╭─ Records

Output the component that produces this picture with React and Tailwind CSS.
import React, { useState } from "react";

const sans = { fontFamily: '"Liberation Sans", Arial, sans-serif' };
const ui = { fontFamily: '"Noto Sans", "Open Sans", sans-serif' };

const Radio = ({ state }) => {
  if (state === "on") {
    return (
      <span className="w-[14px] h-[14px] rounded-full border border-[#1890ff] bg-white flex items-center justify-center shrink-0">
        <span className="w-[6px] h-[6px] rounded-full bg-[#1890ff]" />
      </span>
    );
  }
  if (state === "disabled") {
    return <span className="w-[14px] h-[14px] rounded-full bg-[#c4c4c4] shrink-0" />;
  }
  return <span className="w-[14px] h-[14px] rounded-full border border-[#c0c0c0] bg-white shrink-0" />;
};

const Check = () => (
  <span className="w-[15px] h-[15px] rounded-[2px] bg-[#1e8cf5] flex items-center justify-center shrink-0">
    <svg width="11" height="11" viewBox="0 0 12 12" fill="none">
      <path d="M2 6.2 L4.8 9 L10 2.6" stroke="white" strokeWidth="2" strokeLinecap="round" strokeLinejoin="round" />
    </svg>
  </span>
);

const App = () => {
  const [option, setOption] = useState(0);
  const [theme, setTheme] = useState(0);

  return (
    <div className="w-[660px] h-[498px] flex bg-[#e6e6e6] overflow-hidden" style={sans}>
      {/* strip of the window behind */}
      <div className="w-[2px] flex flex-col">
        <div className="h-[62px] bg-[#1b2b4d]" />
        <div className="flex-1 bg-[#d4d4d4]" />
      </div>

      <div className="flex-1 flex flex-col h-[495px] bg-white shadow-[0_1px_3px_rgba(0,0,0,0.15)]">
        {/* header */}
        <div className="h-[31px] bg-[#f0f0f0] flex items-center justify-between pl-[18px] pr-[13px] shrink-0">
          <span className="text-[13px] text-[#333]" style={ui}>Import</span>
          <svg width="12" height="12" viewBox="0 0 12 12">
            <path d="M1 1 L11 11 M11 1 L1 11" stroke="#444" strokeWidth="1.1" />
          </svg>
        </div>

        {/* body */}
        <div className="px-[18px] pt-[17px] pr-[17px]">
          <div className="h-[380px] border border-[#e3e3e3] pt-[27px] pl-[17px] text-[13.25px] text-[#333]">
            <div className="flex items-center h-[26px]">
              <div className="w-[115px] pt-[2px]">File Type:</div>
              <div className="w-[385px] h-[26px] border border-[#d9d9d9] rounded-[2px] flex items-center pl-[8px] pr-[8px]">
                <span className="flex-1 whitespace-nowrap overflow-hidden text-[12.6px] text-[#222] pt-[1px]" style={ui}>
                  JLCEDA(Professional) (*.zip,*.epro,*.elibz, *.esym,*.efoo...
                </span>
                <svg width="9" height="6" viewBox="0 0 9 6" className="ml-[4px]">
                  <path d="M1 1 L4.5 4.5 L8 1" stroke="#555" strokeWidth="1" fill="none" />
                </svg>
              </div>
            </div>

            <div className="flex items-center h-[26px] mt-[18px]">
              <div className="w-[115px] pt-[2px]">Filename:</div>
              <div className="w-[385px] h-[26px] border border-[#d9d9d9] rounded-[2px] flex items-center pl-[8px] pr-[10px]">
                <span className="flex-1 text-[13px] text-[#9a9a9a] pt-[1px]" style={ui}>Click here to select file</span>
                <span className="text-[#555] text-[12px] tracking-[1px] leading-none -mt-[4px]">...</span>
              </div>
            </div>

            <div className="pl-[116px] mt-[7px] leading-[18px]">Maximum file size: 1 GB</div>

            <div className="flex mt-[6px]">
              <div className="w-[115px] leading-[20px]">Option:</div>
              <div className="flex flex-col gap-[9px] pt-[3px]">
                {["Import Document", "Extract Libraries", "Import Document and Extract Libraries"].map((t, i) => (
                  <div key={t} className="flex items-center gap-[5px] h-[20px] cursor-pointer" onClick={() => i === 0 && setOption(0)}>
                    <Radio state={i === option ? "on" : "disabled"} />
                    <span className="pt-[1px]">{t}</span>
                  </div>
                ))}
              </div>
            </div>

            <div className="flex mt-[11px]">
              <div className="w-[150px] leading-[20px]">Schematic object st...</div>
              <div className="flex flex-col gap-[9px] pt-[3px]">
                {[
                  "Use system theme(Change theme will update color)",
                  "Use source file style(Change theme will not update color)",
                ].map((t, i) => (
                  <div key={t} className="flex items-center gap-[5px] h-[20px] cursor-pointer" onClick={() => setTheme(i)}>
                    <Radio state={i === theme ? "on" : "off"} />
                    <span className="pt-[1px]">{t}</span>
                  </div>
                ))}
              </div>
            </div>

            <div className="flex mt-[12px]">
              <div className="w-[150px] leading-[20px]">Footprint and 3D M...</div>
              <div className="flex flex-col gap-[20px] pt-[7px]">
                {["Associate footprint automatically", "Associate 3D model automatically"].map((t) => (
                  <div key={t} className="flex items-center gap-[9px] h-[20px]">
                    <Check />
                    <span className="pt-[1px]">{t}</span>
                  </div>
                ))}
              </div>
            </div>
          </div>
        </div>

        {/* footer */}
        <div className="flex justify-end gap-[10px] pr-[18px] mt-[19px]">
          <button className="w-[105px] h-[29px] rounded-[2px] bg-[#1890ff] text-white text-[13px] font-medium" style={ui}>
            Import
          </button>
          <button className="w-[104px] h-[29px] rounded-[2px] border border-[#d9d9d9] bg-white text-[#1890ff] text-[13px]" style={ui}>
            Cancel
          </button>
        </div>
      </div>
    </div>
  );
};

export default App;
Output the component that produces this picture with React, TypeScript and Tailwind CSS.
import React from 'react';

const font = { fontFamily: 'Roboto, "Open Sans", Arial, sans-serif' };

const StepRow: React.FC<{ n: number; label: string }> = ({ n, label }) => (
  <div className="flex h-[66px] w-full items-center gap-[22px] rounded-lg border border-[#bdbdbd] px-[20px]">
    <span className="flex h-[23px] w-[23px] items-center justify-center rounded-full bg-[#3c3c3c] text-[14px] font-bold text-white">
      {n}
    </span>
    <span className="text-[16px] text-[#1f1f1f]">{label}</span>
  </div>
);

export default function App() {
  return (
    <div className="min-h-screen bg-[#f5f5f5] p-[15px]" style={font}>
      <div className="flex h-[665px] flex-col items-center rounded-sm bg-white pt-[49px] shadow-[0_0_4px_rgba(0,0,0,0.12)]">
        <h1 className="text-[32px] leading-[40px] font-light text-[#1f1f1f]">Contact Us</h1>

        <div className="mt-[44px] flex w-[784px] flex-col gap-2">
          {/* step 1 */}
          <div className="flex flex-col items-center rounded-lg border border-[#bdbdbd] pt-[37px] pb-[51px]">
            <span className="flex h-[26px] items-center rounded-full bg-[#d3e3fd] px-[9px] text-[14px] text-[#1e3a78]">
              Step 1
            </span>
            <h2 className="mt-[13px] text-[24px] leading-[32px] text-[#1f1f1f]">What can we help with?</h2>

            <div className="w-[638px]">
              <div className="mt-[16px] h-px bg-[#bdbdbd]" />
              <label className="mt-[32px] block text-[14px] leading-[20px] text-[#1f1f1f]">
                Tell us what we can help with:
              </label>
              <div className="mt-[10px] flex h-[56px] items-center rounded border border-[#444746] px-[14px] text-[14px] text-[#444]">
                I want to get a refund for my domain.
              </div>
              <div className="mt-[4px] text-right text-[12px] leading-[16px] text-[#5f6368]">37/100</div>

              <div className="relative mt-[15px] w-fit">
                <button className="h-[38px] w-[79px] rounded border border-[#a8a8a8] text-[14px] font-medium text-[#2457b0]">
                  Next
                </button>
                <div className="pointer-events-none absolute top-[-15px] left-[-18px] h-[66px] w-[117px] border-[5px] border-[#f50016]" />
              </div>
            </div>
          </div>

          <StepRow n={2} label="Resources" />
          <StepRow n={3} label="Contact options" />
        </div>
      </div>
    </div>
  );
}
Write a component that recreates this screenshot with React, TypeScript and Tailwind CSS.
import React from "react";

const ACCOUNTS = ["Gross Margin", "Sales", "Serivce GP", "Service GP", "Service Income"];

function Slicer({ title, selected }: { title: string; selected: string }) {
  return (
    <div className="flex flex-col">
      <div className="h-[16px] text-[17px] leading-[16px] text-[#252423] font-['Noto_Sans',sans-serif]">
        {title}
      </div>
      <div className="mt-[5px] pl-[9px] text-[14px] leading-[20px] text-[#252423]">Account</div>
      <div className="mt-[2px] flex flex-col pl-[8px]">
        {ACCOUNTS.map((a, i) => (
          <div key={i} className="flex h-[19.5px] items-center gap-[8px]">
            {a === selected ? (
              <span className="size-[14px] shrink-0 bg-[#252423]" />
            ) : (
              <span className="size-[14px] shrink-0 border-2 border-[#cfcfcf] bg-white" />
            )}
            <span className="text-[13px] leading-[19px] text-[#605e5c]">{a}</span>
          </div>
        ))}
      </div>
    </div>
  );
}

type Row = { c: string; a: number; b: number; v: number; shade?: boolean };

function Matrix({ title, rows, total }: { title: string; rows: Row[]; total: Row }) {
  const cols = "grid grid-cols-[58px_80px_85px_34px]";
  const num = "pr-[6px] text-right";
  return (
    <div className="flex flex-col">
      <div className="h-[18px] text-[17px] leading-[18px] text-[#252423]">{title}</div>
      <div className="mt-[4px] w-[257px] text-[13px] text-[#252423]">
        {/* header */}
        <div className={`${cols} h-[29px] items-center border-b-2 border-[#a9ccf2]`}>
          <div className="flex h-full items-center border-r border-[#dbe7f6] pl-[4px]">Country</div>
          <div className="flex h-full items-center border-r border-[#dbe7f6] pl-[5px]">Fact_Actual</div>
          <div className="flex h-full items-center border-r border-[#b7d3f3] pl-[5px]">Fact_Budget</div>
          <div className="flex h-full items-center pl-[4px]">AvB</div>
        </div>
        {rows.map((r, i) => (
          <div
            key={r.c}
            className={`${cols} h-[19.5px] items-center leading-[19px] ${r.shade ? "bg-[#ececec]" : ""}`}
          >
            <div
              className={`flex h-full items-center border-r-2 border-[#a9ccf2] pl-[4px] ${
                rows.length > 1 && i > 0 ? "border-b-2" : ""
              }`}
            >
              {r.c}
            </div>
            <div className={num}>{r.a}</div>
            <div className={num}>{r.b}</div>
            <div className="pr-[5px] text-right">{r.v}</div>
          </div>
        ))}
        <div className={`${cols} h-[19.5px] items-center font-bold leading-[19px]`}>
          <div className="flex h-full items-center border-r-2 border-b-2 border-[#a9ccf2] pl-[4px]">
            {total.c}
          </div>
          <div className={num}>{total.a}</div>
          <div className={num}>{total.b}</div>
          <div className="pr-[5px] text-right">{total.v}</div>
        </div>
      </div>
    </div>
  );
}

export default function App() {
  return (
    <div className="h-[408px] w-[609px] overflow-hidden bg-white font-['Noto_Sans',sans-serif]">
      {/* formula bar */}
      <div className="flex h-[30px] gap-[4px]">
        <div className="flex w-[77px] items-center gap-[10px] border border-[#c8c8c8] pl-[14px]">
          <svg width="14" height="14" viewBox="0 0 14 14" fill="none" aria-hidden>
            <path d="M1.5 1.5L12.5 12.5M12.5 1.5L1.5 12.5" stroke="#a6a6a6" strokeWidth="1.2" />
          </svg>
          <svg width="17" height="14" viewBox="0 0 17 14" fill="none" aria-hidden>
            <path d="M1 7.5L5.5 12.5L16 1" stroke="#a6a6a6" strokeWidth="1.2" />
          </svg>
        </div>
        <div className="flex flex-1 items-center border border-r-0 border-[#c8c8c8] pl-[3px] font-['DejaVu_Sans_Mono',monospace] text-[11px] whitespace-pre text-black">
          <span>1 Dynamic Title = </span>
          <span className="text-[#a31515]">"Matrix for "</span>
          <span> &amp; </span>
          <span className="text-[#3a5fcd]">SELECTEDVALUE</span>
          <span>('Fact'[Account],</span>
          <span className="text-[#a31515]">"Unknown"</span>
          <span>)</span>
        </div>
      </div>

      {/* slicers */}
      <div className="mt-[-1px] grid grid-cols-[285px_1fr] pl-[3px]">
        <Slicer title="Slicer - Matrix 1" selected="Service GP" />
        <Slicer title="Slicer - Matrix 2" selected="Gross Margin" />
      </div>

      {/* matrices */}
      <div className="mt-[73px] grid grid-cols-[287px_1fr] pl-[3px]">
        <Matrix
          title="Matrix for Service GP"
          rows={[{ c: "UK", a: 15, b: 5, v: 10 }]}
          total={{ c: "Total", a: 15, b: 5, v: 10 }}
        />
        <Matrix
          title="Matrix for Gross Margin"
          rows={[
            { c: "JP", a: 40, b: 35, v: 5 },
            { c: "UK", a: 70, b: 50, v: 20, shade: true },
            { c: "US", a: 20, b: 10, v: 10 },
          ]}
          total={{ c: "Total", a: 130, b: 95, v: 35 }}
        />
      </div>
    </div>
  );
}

╰─

→ **Task instructions**
Print exactly the lines from the one containing "Write a component" to the one containing "string; a: number;", both included, and nothing else.

→ **The answer**
Write a component that recreates this screenshot with React, TypeScript and Tailwind CSS.
import React from "react";

const ACCOUNTS = ["Gross Margin", "Sales", "Serivce GP", "Service GP", "Service Income"];

function Slicer({ title, selected }: { title: string; selected: string }) {
  return (
    <div className="flex flex-col">
      <div className="h-[16px] text-[17px] leading-[16px] text-[#252423] font-['Noto_Sans',sans-serif]">
        {title}
      </div>
      <div className="mt-[5px] pl-[9px] text-[14px] leading-[20px] text-[#252423]">Account</div>
      <div className="mt-[2px] flex flex-col pl-[8px]">
        {ACCOUNTS.map((a, i) => (
          <div key={i} className="flex h-[19.5px] items-center gap-[8px]">
            {a === selected ? (
              <span className="size-[14px] shrink-0 bg-[#252423]" />
            ) : (
              <span className="size-[14px] shrink-0 border-2 border-[#cfcfcf] bg-white" />
            )}
            <span className="text-[13px] leading-[19px] text-[#605e5c]">{a}</span>
          </div>
        ))}
      </div>
    </div>
  );
}

type Row = { c: string; a: number; b: number; v: number; shade?: boolean };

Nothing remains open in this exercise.